• [Provided entries]
────────────────────────────────────────
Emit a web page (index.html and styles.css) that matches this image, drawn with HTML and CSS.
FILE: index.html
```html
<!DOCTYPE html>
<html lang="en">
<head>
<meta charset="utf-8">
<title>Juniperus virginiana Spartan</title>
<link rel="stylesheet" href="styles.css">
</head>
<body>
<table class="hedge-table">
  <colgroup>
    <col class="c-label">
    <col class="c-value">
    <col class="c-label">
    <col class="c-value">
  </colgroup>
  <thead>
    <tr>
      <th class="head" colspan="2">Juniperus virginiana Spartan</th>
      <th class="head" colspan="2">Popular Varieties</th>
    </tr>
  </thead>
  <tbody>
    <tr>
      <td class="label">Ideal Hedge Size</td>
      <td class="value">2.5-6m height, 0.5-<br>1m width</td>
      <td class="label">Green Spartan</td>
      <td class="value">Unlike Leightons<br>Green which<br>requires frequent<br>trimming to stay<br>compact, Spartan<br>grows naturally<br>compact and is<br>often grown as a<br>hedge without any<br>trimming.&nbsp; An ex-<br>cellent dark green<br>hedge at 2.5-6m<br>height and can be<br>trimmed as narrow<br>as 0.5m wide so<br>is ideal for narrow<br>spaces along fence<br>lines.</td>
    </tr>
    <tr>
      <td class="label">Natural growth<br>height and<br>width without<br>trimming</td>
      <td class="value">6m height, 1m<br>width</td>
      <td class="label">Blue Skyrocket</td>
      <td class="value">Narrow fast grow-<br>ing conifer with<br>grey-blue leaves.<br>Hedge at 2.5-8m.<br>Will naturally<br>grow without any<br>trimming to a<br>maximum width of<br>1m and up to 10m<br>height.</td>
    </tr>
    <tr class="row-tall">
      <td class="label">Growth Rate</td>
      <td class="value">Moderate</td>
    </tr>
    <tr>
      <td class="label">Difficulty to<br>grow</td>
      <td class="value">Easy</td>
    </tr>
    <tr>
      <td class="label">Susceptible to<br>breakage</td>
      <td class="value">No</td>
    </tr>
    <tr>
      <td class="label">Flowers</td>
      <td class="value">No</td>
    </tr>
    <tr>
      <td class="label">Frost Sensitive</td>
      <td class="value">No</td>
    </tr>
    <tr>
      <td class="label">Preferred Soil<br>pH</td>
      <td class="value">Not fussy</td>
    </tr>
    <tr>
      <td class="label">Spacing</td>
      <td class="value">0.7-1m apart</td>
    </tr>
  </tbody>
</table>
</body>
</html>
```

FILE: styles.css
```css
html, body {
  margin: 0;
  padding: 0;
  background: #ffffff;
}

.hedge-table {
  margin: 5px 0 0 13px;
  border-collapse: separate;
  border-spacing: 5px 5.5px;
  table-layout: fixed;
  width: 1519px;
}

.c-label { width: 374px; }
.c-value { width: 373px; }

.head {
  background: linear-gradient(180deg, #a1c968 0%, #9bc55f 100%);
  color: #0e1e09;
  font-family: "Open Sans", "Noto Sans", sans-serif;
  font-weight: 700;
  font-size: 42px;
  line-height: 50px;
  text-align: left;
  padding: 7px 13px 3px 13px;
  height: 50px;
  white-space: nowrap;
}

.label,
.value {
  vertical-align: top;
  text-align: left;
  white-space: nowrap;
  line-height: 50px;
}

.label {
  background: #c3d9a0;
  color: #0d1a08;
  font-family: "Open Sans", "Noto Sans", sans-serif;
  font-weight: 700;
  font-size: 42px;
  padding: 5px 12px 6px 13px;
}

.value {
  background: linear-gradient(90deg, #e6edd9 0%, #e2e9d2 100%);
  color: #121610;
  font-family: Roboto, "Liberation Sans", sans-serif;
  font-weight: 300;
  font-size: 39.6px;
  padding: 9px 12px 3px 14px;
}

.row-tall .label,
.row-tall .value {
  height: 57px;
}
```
────────────────────────────────────────
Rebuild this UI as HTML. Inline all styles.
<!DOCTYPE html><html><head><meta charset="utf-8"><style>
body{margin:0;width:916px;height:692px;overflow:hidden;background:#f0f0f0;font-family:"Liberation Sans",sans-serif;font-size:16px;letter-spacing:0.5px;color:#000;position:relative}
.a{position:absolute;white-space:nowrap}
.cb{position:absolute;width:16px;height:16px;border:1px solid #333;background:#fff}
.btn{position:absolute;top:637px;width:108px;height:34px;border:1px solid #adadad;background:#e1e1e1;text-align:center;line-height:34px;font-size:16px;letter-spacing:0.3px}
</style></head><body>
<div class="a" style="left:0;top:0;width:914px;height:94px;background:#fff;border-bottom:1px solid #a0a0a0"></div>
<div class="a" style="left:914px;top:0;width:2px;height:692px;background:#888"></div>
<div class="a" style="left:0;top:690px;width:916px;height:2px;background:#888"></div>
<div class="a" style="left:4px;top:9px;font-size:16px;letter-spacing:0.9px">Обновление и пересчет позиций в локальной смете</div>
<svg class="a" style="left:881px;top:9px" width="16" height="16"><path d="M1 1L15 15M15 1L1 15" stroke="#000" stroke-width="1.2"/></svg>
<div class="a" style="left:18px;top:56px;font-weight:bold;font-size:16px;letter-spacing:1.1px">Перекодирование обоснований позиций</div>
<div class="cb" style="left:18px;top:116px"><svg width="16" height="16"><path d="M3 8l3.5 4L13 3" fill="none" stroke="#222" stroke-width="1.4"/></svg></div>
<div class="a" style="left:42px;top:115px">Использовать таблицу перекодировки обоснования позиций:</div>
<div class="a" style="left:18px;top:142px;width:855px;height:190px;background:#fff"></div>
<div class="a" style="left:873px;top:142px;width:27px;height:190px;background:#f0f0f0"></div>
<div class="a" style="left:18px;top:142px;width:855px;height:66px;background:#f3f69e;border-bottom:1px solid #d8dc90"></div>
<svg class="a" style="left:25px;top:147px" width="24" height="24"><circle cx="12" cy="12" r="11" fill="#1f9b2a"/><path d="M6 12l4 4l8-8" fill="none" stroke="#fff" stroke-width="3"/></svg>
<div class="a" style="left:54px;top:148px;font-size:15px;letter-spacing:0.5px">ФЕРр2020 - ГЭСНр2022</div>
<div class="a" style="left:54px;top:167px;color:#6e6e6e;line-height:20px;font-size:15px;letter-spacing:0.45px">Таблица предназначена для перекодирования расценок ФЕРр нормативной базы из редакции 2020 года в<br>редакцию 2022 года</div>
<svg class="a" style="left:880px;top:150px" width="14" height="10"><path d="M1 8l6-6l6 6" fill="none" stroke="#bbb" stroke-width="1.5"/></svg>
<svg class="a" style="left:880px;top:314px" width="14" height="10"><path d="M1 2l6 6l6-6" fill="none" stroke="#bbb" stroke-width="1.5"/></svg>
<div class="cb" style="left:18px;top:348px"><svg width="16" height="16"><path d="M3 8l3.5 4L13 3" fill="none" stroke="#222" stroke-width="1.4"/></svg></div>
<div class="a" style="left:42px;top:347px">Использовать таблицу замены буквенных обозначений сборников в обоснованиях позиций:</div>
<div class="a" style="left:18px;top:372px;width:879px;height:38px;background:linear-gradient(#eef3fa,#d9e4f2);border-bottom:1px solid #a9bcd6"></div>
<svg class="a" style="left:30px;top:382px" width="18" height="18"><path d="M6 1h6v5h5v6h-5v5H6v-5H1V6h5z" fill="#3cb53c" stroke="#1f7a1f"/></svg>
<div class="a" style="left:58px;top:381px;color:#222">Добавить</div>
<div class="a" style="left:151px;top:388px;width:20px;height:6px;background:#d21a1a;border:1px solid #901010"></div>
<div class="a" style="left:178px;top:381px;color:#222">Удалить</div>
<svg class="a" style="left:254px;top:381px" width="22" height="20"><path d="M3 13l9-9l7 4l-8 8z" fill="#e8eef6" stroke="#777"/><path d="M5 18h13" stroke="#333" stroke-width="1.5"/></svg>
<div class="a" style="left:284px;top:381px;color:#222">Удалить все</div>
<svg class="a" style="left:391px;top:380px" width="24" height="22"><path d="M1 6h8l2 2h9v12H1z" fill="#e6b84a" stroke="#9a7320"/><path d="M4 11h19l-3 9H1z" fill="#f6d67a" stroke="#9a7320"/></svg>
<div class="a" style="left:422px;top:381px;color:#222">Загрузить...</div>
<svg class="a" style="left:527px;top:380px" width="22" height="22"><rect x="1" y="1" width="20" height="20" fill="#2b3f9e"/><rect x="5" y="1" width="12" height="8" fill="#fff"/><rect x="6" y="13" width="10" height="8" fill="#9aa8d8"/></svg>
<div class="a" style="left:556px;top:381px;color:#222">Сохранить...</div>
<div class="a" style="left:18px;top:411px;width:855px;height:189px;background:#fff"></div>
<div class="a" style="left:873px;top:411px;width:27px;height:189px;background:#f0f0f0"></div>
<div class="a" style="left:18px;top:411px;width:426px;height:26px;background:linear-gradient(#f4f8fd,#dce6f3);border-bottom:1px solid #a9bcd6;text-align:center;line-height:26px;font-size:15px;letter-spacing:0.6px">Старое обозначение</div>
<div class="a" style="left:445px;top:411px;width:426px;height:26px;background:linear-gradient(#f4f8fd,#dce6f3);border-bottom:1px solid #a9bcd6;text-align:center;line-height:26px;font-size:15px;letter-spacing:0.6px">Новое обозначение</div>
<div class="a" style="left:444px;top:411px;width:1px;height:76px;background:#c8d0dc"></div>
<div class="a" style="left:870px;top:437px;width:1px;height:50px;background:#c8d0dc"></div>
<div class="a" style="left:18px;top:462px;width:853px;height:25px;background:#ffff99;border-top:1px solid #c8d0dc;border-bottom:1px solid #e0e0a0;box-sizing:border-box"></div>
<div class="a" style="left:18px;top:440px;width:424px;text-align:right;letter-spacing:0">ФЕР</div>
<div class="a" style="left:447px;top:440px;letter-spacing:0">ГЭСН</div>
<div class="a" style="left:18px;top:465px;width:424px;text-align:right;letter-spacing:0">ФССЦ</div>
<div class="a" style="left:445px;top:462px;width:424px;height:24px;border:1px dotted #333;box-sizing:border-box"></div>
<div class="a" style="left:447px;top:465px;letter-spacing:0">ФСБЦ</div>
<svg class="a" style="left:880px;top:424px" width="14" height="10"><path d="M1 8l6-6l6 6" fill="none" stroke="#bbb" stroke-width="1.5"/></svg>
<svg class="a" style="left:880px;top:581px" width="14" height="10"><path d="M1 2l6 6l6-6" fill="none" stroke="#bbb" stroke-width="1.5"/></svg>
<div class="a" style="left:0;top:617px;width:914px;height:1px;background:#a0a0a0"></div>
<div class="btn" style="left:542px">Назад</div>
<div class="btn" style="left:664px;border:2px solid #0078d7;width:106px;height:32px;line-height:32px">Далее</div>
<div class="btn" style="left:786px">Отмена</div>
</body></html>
────────────────────────────────────────
Pick out and copy the lines of the material that include the word "this".

• [Exercise solution]
Emit a web page (index.html and styles.css) that matches this image, drawn with HTML and CSS.
Rebuild this UI as HTML. Inline all styles.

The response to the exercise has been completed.